Mothercare: Has 79 stores and 2,500 UK retail staff as its British arm prepares to go into administration.
Regis/Supercuts: Had 220 salons and 1,200 staff when it went into administration in October.
Bonmarché: Had 318 stores and 2,887 employees when it went into administration in October. It is still trading as it seeks a buyer.
Watt Brothers: The Scottish department chain had 11 stores and 306 employees when it went into administration in October. All the stores closed and the majority of jobs have gone.
Links of London: With 35 stores and 350 staff, the jewellery chain went into administration on 8 October but its sites are still trading.
Forever 21: Had three stores and about 290 employees in the UK when it went into administration in September. Stores are staying open in order to clear stock.
Karen Millen and Coast: Had 32 stores and 177 concessions, employing 1,100 people, when it went into administration in August. All sites were closed and the vast majority of staff made redundant after the brands were bought out by online specialist Boohoo.com.
Jack Wills: Had about 100 stores and 1,700 staff in the UK when went into administration in August. Bought by Sports Direct and 98 stores are still trading in the UK and Ireland.
Spudulike: Closed all 37 stores with the loss of about 300 jobs when it went into administration in August.
Bathstore: Had 132 stores and 529 staff when it went into administration in June. Homebase bought 44 stores saving 154 jobs and the brand now trades from 28 stores.
Select: Had 180 stores and 2,000 employees when the fashion retailer went into administration in May. In June administrators at advisory firm Quantuma carried out a CVA closing 11 stores with the loss of about 200 jobs.
Debenhams: Had 166 department stores and more than 25,000 employees when went into administration in April. No store closed immediately and the chain is now owned by its lenders but two will close before Christmas and another 20 in January when the group completes a rescue restructure expected to result in the loss of 1,200 jobs.
Pretty Green: Had 12 stores and about 170 employees when Liam Gallagher’s fashion outlet went into administration in March. All but one store and 33 concessions closed with 100 jobs lost but 67 saved as the brand was bought by JD Sports in April.
Office Outlet: All 94 stores have closed with the loss of 1,170 jobs after the stationery retailer went into administration in March.
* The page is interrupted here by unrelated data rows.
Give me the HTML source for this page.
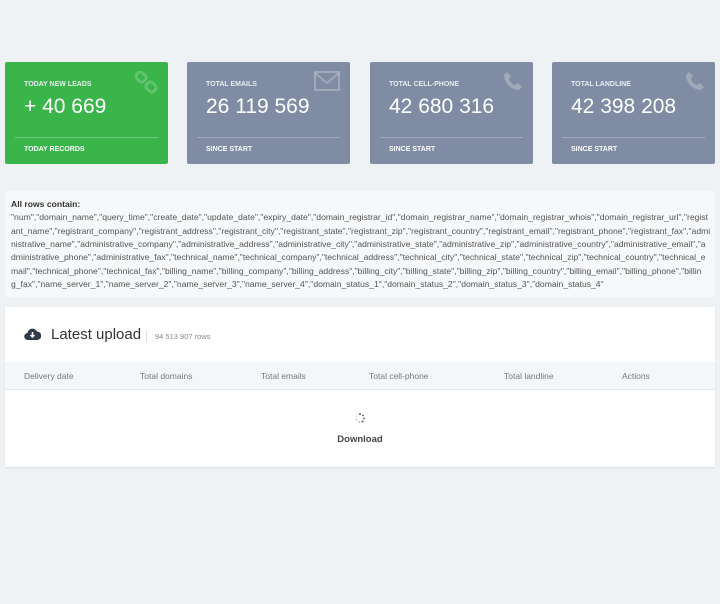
<!DOCTYPE html><html><head><style>
body{margin:0;width:720px;height:604px;background:#eff2f5;font-family:"Liberation Sans",sans-serif;position:relative;overflow:hidden}
.card{position:absolute;top:62px;width:163px;height:102px;border-radius:2px;color:#fff}
.card .t{position:absolute;left:19px;top:19px;font-size:7px;font-weight:bold;color:#e8ecf0}
.card .n{position:absolute;left:19px;top:33px;font-size:21px}
.card .l{position:absolute;left:10px;right:10px;top:75px;border-top:1px solid rgba(255,255,255,.25)}
.card .b{position:absolute;left:19px;top:84px;font-size:7px;font-weight:bold}
.card svg{position:absolute;right:10px;top:9px}
.g{background:#3ab54a}.s{background:#7f8ca3}
.info{position:absolute;left:5px;top:191px;width:710px;height:106px;background:#f6f8fa;border-radius:2px}
.info div{position:absolute;left:6px;font-size:8.6px;color:#555;white-space:nowrap}
.panel{position:absolute;left:5px;top:307px;width:710px;height:160px;background:#fff;border-radius:2px;box-shadow:0 1px 2px rgba(0,0,0,.08)}
.th{position:absolute;top:55px;left:0;right:0;height:27px;background:#f4f7fa;border-bottom:1px solid #e3e7ec}
.th span{position:absolute;top:9px;font-size:8.5px;color:#777}
</style></head><body>
<div class="card g"><div class="t">TODAY NEW LEADS</div><div class="n">+ 40 669</div><div class="l"></div><div class="b">TODAY RECORDS</div>
<svg width="24" height="24" viewBox="0 0 24 24" fill="none" stroke="rgba(255,255,255,.2)" stroke-width="3"><rect x="2" y="2" width="10" height="8" rx="3" transform="rotate(45 7 6)"/><rect x="12" y="12" width="10" height="8" rx="3" transform="rotate(45 17 16)"/></svg></div>
<div class="card s" style="left:187px"><div class="t">TOTAL EMAILS</div><div class="n">26 119 569</div><div class="l"></div><div class="b">SINCE START</div>
<svg width="26" height="20" viewBox="0 0 26 20" fill="none" stroke="rgba(255,255,255,.25)" stroke-width="2"><rect x="1" y="1" width="24" height="18"/><path d="M1 2l12 10 12-10"/></svg></div>
<div class="card s" style="left:370px"><div class="t">TOTAL CELL-PHONE</div><div class="n">42 680 316</div><div class="l"></div><div class="b">SINCE START</div>
<svg width="20" height="20" viewBox="0 0 20 20"><path d="M4 1l4 4-2 3c1 3 3 5 6 6l3-2 4 4-3 3C8 19 1 12 1 4z" fill="rgba(255,255,255,.25)"/></svg></div>
<div class="card s" style="left:552px"><div class="t">TOTAL LANDLINE</div><div class="n">42 398 208</div><div class="l"></div><div class="b">SINCE START</div>
<svg width="20" height="20" viewBox="0 0 20 20"><path d="M4 1l4 4-2 3c1 3 3 5 6 6l3-2 4 4-3 3C8 19 1 12 1 4z" fill="rgba(255,255,255,.25)"/></svg></div>
<div style="position:absolute;left:5px;top:62px;width:163px"></div>
<style>.card.g{left:5px}</style>
<div class="info">
<div style="top:8px;font-weight:bold;color:#333">All rows contain:</div>
<div style="top:21px">"num","domain_name","query_time","create_date","update_date","expiry_date","domain_registrar_id","domain_registrar_name","domain_registrar_whois","domain_registrar_url","regist</div>
<div style="top:35px">ant_name","registrant_company","registrant_address","registrant_city","registrant_state","registrant_zip","registrant_country","registrant_email","registrant_phone","registrant_fax","admi</div>
<div style="top:48px">nistrative_name","administrative_company","administrative_address","administrative_city","administrative_state","administrative_zip","administrative_country","administrative_email","a</div>
<div style="top:61px">dministrative_phone","administrative_fax","technical_name","technical_company","technical_address","technical_city","technical_state","technical_zip","technical_country","technical_e</div>
<div style="top:75px">mail","technical_phone","technical_fax","billing_name","billing_company","billing_address","billing_city","billing_state","billing_zip","billing_country","billing_email","billing_phone","billin</div>
<div style="top:88px">g_fax","name_server_1","name_server_2","name_server_3","name_server_4","domain_status_1","domain_status_2","domain_status_3","domain_status_4"</div>
</div>
<div class="panel">
<svg style="position:absolute;left:19px;top:20px" width="17" height="14" viewBox="0 0 17 14"><path d="M4 13a3.5 3.5 0 0 1-.5-7A5 5 0 0 1 13 4.5a4 4 0 0 1 0 8.5z" fill="#2f3b4a"/><path d="M8.5 5v5M6.5 8l2 2 2-2" stroke="#fff" stroke-width="1.5" fill="none"/></svg>
<div style="position:absolute;left:46px;top:19px;font-size:15px;color:#333">Latest upload</div>
<div style="position:absolute;left:141px;top:24px;height:11px;border-left:1px solid #ddd"></div>
<div style="position:absolute;left:150px;top:25px;font-size:7.5px;color:#888">94 513 907 rows</div>
<div class="th"><span style="left:19px">Delivery date</span><span style="left:135px">Total domains</span><span style="left:256px">Total emails</span><span style="left:364px">Total cell-phone</span><span style="left:499px">Total landline</span><span style="left:617px">Actions</span></div>
<svg style="position:absolute;left:350px;top:106px" width="10" height="10" viewBox="0 0 10 10" fill="#555"><circle cx="5" cy="1" r="1"/><circle cx="8" cy="2.5" r=".9"/><circle cx="9" cy="5.5" r=".9"/><circle cx="7.5" cy="8.5" r="1"/><circle cx="4.5" cy="9" r=".8" opacity=".6"/><circle cx="1.5" cy="7" r=".7" opacity=".5"/><circle cx="1.2" cy="3.8" r=".6" opacity=".4"/></svg>
<div style="position:absolute;left:0;right:0;top:127px;text-align:center;font-size:9.5px;font-weight:bold;color:#444">Download</div>
</div>
</body></html>
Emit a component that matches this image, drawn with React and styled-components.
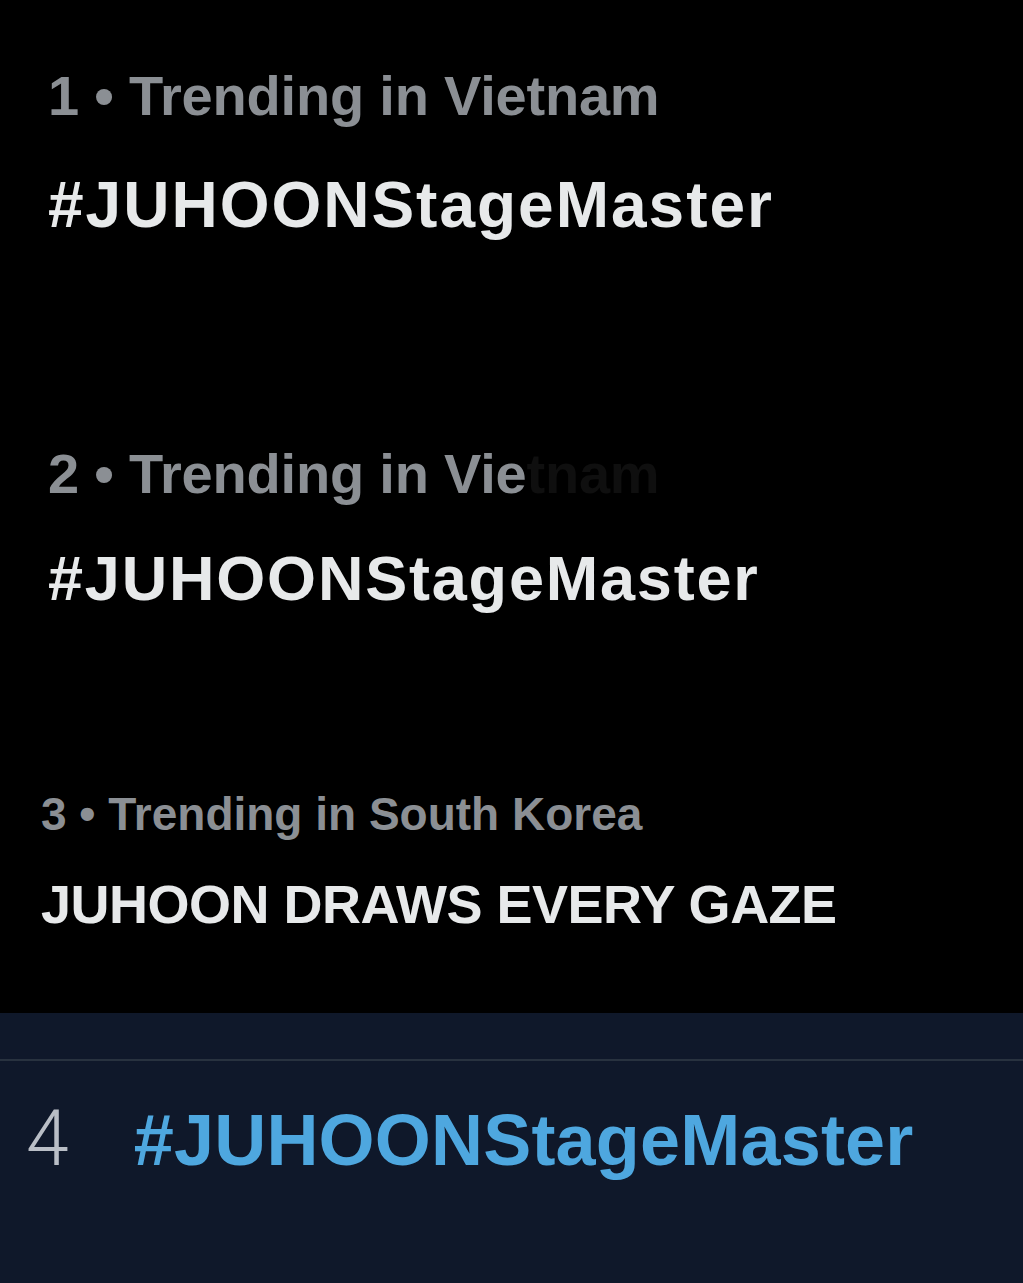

LK Bennett: Had 41 stores and 500 employees when it went into administration in March. The brand was bought by its Chinese franchise partner, Rebecca Feng, saving 21 stores, all the group’s concessions and 325 jobs. But more than 100 jobs lost with the closure of 15 stores.
Patisserie Valerie: Had 200 cafes employing nearly 3,000 people when an accounting scandal prompted the chain to call in administrators in January. About 70 of the group’s 200 stores closed immediately with the loss of 900 jobs. About 2,000 jobs were saved when about 100 Patisserie Valerie cafes were rescued by Causeway Capital, more than 20 of which have since closed. 21 Philpotts sandwich shops were bought by AF Blakemore & Son. and four Baker & Spice cafes a were bought by the Department of Coffee & Social Affairs. Sarah Butler
The group’s shopping centre arm, Ingka Centres, owns a portfolio of 44 centres in 14 markets around the world, including Russia and China, all of which are anchored by an Ikea store.
Gerard Groener, the managing director of Ingka Centres, said: “Our urban projects are all about getting closer to more people. More of our customers are living in cities than ever before and a regenerated Kings Mall will be an ideal location for reaching millions of Londoners.”
The retailer opened its first city centre site in the UK on central London’s Tottenham Court Road in 2018 and has since opened another in Bromley, south-east London.
Both those sites are “planning studios” that enable shoppers to get advice on kitchen and bathroom overhauls. The Hammersmith store, which will open in spring next year, will be different as it will stock more than 2,000 home-furnishing accessories available to take away immediately.
The company said Swedish food, including its famous meatballs, will be on offer within Kings Mall as part of its plans to redevelop the centre.
Peter Jelkeby, the country retail manager of Ikea UK & Ireland, said: “We continue to respond to people’s evolving shopping habits, making Ikea more convenient than ever before.”